Breast Tomosynthesis is better known by most patients and physicians as 3D mammography. However, the use of the term “3D” is a bit misleading. There are no 3D glasses to wear as one would typically expect when viewing a 3D image or movie and nothing “pops” out of the screen in the traditional “stereoscopic” sense.* The images actually appear as “flat” 2D images but are taken at multiple angles relative to the breast and then synthesized to appear as numerous thin traditional 2D images of the breast. This enables the radiologist to look at a single picture for essentially every millimeter of thickness through the breast. Depending on how thick the breast is when compressed, there can be 70 or more images for each view of each breast. In total, there can be 300 or more images created for each mammogram. The term 3D was initially introduced for the purpose of marketing directly to the consumer and to a lesser extent the medical community, but has since become so entrenched in our vocabulary that it’s here to stay.
A useful way to understand the concept is to imagine superimposing all the individual tomosynthesis images. The resulting image would be very similar to the traditional 2D digital mammogram that has been the mainstream of mammographic screening for the last 10 years or so. The advantage of separating the images with tomosynthesis is that it allows the breast imaging radiologist to “see through” the normal breast tissue which can traditionally “overlap.” The image above is a good example. This traditional “overlap” causes 2 main problems. It can hide underlying cancer and it can occasionally overlap in such a way to look suspicious for cancer when there is actually no cancer present. These two problems with the traditional 2D mammogram result in decreased cancer detection rates and more patient recalls for additional imaging to look for cancer that is not there. In other words, 3D mammograms (breast tomosynthesis) detect more breast cancers and results in less false alarms.
Numerous scientific studies have now demonstrated the benefits of 3D mammogram. Among them, a study published in the Journal of the American Medical Association (JAMA) in 2012 involving nearly half a million women demonstrated a significant increase in the breast cancer detection rate and the simultaneous decrease in the recall rate with breast tomosynthesis when compared to standard 2-D digital mammography.

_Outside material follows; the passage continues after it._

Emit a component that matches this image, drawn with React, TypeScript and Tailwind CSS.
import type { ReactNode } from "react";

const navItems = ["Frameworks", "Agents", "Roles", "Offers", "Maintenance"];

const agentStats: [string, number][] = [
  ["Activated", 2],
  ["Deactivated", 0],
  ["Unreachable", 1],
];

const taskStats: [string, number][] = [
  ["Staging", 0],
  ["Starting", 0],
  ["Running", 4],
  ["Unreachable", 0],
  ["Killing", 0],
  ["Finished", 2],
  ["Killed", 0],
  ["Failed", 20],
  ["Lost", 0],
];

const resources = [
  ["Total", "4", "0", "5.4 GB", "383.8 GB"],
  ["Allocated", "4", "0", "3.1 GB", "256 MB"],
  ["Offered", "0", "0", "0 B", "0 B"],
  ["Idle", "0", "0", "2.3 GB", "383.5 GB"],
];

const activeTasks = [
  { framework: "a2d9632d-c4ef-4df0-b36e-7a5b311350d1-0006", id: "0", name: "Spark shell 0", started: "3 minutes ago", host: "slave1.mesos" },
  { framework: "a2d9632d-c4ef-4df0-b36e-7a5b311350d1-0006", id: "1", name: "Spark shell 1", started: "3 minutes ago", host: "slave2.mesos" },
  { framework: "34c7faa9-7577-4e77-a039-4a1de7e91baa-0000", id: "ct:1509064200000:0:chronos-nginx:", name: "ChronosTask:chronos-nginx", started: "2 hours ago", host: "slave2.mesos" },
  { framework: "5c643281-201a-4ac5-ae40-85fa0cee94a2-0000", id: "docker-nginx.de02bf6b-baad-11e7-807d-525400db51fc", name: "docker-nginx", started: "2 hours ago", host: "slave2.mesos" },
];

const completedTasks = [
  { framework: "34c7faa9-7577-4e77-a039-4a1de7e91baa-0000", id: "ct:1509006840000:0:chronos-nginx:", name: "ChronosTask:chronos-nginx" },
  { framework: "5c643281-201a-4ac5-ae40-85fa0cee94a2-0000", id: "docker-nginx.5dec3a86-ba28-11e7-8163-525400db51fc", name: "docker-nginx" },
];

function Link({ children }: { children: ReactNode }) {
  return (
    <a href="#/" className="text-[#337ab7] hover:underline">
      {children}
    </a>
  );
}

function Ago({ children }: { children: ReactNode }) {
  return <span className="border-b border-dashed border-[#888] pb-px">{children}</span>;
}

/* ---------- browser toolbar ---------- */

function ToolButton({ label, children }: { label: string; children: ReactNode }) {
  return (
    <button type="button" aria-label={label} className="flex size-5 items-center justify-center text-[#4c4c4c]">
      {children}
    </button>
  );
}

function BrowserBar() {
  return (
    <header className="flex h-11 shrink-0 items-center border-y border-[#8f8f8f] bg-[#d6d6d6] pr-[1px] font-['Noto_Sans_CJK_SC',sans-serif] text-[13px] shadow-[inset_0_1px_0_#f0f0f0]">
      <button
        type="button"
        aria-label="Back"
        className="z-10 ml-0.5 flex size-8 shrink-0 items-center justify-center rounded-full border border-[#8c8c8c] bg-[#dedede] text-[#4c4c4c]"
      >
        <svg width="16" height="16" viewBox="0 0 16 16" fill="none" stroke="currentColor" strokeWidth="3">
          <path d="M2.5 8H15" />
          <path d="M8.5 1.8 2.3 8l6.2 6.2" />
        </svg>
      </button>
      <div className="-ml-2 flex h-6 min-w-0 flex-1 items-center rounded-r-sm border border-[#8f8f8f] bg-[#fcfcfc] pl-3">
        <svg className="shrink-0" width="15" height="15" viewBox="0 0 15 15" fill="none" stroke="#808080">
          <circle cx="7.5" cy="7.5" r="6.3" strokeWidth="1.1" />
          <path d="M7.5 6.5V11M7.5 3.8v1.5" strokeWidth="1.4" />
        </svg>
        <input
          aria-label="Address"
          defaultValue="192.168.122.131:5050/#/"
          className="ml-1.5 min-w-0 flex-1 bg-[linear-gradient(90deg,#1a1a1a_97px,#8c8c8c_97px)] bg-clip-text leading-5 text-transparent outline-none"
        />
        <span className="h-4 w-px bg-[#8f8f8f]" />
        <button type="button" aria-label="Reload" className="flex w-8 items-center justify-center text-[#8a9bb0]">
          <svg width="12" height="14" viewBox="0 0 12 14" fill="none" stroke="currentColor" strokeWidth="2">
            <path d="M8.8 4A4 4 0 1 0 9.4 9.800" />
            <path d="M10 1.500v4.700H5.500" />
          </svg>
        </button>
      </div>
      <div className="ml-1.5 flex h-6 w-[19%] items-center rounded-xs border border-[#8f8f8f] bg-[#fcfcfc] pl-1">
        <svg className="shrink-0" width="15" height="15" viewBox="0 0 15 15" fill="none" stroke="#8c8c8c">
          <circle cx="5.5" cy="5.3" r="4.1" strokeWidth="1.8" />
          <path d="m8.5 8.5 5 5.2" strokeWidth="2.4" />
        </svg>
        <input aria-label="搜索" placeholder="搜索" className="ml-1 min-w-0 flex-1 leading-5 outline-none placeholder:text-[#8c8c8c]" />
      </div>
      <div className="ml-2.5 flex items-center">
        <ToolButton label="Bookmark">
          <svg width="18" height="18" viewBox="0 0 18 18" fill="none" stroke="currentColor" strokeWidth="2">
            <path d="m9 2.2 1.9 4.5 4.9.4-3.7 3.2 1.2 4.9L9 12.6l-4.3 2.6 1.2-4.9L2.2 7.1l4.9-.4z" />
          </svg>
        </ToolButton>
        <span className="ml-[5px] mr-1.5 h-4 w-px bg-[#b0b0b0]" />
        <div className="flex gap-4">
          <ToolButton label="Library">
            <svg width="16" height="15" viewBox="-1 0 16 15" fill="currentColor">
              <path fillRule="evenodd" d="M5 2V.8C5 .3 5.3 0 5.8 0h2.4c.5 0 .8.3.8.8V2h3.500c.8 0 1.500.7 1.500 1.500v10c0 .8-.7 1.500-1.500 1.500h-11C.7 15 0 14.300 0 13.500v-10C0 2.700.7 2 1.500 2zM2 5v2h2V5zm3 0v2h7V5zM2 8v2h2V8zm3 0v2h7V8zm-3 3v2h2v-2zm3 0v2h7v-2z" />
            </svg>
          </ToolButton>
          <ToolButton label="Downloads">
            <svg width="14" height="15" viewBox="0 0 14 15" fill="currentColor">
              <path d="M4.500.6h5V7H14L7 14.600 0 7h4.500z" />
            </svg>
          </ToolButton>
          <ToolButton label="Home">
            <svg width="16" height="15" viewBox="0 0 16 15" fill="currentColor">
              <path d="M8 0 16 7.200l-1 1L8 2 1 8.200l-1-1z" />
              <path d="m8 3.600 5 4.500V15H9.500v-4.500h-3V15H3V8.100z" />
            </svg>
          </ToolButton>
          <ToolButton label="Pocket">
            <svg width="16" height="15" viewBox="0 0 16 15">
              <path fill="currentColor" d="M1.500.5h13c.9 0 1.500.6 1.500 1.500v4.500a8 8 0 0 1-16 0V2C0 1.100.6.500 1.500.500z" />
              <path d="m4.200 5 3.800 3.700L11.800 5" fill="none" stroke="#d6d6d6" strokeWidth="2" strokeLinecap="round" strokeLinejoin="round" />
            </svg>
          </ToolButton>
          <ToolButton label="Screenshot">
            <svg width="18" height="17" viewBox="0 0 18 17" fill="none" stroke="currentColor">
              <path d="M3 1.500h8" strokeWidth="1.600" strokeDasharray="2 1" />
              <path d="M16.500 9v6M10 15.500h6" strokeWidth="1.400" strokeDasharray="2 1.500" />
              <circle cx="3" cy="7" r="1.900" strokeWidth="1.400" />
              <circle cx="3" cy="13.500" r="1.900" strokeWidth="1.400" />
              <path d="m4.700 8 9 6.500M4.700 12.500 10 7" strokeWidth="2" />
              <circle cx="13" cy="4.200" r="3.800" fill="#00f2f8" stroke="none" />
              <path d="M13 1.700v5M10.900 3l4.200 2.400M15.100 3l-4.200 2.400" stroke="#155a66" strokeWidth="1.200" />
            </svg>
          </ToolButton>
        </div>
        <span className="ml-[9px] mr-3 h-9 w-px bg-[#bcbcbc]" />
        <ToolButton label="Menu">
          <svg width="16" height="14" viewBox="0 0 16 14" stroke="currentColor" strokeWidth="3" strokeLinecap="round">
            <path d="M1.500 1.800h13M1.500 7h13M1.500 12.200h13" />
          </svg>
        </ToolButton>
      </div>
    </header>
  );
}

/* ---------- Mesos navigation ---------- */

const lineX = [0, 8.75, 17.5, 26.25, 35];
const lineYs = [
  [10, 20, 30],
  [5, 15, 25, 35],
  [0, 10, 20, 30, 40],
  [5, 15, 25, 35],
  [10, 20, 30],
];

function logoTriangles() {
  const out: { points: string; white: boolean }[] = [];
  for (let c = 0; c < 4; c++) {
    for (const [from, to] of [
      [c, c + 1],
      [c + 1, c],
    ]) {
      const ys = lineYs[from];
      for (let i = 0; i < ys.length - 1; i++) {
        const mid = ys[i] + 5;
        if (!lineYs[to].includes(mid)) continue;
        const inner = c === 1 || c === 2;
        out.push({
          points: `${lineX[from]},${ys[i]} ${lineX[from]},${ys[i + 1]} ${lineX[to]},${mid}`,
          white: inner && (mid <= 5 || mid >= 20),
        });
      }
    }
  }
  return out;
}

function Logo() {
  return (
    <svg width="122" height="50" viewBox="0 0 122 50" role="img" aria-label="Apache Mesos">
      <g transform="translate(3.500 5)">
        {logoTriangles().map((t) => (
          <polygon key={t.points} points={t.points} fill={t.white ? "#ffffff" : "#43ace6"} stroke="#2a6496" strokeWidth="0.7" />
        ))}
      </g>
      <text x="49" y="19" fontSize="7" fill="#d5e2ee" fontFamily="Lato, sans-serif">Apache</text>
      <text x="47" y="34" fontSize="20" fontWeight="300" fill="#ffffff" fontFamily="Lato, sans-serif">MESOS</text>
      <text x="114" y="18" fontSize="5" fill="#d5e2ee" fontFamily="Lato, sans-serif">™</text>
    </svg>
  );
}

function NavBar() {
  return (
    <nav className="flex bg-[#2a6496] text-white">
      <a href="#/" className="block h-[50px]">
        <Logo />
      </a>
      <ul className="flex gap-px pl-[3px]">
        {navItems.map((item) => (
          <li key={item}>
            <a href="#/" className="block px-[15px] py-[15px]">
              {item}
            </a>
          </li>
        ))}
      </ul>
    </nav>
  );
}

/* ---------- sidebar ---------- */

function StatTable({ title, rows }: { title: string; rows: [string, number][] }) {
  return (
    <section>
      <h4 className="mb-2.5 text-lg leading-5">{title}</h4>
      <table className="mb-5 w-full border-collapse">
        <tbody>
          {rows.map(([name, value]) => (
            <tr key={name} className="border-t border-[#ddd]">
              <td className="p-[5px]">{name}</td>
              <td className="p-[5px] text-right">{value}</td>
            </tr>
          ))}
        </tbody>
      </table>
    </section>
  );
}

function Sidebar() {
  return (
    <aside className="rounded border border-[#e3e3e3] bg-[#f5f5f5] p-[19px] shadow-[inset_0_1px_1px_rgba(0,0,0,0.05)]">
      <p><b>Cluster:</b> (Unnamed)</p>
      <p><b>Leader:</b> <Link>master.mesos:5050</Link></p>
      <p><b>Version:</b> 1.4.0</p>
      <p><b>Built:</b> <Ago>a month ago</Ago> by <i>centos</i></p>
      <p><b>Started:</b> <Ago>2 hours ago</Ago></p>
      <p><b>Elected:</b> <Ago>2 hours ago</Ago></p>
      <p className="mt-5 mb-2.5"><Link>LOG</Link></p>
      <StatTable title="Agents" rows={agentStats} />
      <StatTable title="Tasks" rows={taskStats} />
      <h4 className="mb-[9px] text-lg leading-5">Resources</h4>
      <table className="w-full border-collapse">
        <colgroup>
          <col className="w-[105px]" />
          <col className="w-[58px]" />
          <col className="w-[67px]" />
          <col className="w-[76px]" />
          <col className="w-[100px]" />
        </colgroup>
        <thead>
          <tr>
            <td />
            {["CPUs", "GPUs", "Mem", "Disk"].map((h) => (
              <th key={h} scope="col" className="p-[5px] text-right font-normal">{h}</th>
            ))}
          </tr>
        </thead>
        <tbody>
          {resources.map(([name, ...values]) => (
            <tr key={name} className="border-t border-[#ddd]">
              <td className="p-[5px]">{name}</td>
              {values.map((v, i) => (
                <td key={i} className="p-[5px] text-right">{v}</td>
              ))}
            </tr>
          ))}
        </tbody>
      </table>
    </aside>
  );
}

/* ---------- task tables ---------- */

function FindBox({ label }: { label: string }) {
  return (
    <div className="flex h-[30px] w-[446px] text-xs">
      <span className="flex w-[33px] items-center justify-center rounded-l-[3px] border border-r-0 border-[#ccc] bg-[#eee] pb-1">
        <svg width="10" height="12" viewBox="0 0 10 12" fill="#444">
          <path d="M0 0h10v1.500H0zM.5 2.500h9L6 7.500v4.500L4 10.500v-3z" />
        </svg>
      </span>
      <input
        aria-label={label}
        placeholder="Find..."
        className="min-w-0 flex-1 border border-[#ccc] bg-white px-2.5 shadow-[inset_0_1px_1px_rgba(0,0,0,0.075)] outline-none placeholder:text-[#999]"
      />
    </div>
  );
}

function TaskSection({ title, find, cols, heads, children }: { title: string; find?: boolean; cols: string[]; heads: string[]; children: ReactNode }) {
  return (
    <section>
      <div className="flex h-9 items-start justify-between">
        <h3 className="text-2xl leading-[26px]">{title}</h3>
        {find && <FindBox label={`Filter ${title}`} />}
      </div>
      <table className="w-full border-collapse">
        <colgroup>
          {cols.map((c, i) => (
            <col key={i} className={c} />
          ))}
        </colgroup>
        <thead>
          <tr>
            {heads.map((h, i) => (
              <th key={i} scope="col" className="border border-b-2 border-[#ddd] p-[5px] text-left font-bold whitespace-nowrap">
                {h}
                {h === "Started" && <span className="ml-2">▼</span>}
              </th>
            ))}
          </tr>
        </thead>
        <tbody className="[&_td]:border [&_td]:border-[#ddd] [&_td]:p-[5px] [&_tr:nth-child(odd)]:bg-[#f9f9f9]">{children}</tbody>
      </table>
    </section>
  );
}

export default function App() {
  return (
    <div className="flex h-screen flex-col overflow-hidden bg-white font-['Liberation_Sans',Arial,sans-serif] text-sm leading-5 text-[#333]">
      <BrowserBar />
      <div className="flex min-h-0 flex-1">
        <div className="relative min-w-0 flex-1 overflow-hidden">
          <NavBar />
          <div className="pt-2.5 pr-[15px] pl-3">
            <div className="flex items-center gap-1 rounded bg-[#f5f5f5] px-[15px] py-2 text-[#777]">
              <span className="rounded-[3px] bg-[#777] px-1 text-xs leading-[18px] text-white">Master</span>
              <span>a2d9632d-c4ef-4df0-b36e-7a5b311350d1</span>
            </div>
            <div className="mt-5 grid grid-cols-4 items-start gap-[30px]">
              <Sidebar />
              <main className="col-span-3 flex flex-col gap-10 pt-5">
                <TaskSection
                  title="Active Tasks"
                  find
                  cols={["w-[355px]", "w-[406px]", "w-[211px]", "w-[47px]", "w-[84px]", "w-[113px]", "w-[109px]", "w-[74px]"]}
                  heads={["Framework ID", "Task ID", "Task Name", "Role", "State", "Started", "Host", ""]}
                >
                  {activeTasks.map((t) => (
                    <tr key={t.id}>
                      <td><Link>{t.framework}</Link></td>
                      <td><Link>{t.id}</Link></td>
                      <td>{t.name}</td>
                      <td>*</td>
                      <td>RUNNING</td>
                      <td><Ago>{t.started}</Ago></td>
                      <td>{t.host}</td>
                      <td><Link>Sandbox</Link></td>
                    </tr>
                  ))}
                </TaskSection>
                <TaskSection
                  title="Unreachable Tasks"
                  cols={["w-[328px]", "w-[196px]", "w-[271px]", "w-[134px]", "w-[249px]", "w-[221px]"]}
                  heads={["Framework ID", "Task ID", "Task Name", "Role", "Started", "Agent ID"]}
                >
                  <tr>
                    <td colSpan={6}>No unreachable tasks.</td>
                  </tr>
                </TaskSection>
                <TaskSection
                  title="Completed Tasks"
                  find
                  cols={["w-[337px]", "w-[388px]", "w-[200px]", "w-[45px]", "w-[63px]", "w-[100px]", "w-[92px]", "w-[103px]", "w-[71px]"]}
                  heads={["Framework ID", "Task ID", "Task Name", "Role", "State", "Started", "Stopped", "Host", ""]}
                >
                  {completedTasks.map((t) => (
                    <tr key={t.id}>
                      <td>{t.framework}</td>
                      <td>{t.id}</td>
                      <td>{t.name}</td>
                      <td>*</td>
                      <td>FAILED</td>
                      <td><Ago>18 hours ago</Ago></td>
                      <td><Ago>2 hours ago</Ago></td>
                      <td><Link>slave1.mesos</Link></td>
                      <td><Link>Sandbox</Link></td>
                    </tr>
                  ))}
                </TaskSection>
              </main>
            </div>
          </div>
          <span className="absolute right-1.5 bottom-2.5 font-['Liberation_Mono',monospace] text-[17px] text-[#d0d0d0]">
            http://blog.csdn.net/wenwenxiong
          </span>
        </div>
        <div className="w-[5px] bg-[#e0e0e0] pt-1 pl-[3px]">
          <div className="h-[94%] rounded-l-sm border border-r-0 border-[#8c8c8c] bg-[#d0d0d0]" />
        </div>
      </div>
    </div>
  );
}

In January of 2015, Medicare was the first insurer to begin reimbursing for breast tomosynthesis. More recently, in August of 2016, Cigna, inspired by the mammogram recommendations of the National Comprehensive Cancer Network (NCCN), became the first private insurer to begin reimbursing for breast tomosynthsis. More recently, as of April 2017, Anthem and UnitedHealthcare have also reported that they will reimburse for 3D mammogram. Largely as a result of recent studies documenting cost saving and increased breast cancer detection rates, several states including New York, Texas, New Jersey, New Hampshire, and Maryland have introduced bills seeking mandated insurance reimbursement for patients seeking to undergo breast tomosynthesis in their states. In the future, as the technology becomes more widespread, there will likely be an increasingly larger network of insurance companies that reimburse for breast tomosynthesis.
From the patient perspective, there is nothing noticeably different from having a 3D mammogram when compared with the 2D mammogram other than the “arm” which takes the mammographic “picture” will rotate slightly when obtaining the exposure. Unfortunately compression is still required and the experience is still uncomfortable. Patients that are pre-menopausal can minimize any discomfort by obtaining a mammogram approximately 1 week after a period or if medically appropriate, taking an anti-inflammatory before the procedure.
Ryan Polselli, M.D., Diplomate of the American Board of Radiology, Breast Imaging Radiologist
Please note, this is for informational purposes only and is not intended to be medical advice.
*Note, Fujifilm does market a traditional stereoscopic 3-D viewer, but the technology has not yet been adopted into mainstream clinical practice.